Brexit ‘could trigger’ UK departure from nuclear energy treaty

  28 September 2016    Read: 930
Brexit ‘could trigger’ UK departure from nuclear energy treaty
The UK’s withdrawal from the EU could also force it to exit the Euratom Treaty on nuclear energy, ENDS has learned.
The Euratom Treaty, which applies to all EU member states, seeks to promote nuclear safety standards, investment and research within the bloc. Although it is governed by EU institutions, it has retained a separate legal identity since its adoption in 1957.

Brian Curtis, a member of the European Economic and Social Committee (EESC), told ENDS that his Committee had recently consulted the European Commission on whether Brexit would automatically lead to a UK exit of Euratom.

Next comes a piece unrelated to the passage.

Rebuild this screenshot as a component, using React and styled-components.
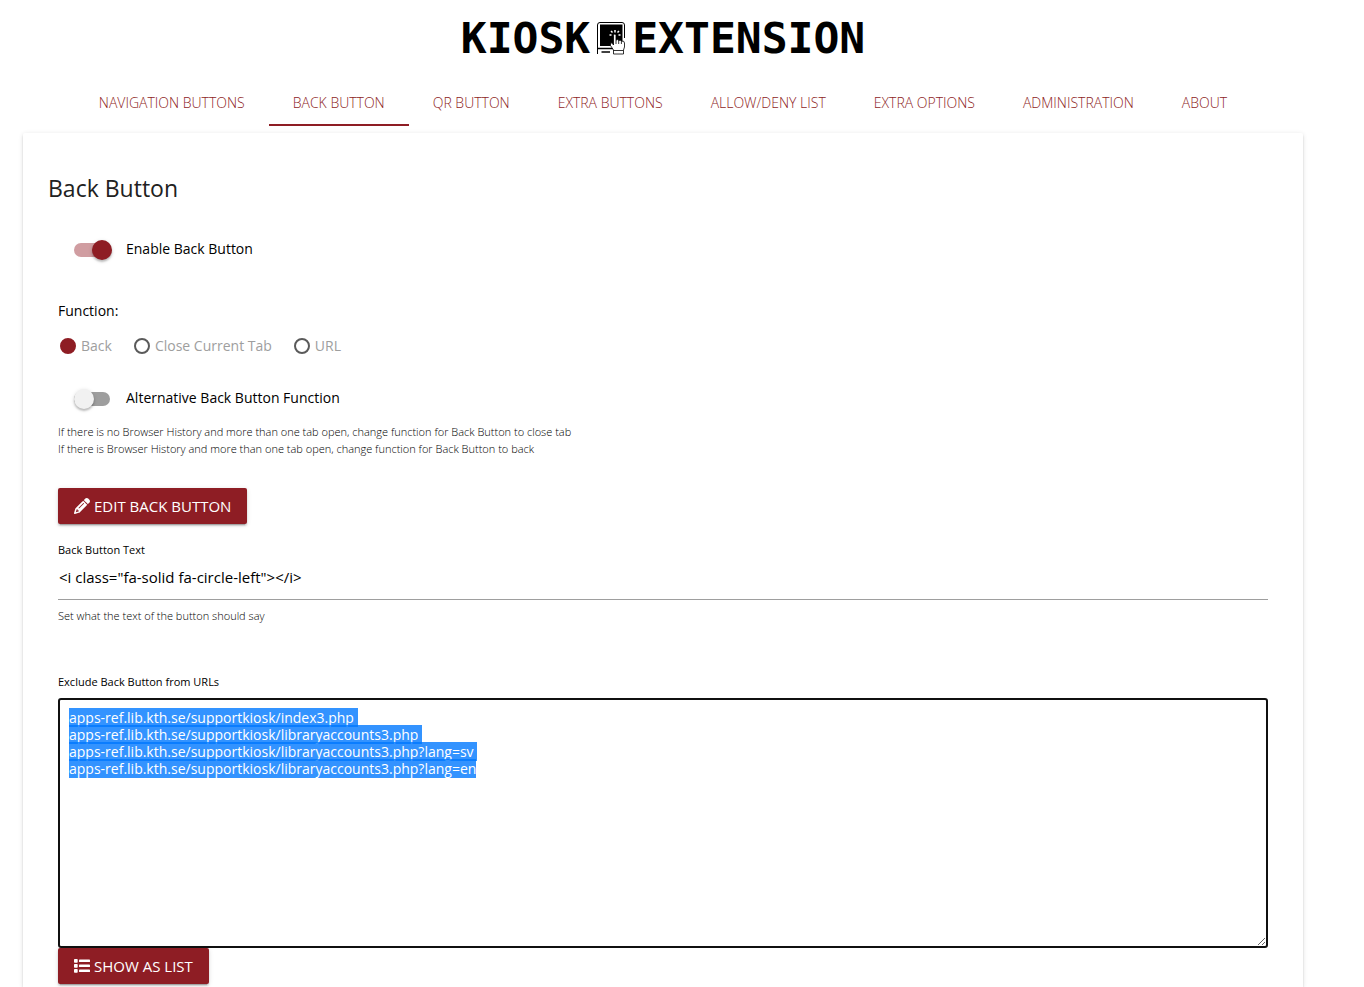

Curtis said the Commission had responded affirmatively, arguing that the Treaty of the European Union (TEU) applies to the Euratom Treaty under article 106 of the latter agreement. This would mean, it said, that the reference to ‘Union’ in TEU’s article 50 – which needs to be invoked by member states wishing to quit the bloc – would apply not only to the EU itself but to Euratom membership as well.

According to EESC, a Euratom withdrawal by the UK – which recently approved the controversial £18bn Hinkley C project – could have major strategic implications for the EU nuclear sector. “But anticipating specific outcomes at this stage is problematic,” the Committee added.

The Commission itself would not comment on the exchange, which took place as the EESC examined the EU’s latest nuclear plan.

The draft Nuclear Indicative Programme (PINC), which was unveiled in April, is the first to be published by the Commission since the Fukushima-Daiichi nuclear disaster in 2011.

The EESC is required by the Euratom Treaty to give its opinion on such plans before they are finalised. It released its opinion on the latest PINC last week, after adopting it at a plenary vote.

The document praises the Commission for its analysis of investment needs during the entire nuclear fuel cycle and its emphasis on funding for nuclear decommissioning.

However, the Committee adds that the 2016 PINC is half the length of the preceding plan from 2007 and fails to address key issues faced by EU nuclear energy.

These, it says, include the competitiveness of nuclear amid changes to construction and capital costs, its investment needs in the context of the EU’s Energy Union goals and the speed at which new technologies may be rolled out.

EESC’s opinion was published two weeks ahead of a meeting of the European Nuclear Energy Forum, which will be attended by EU member states and European institutions in Bratislava on 3-4 October.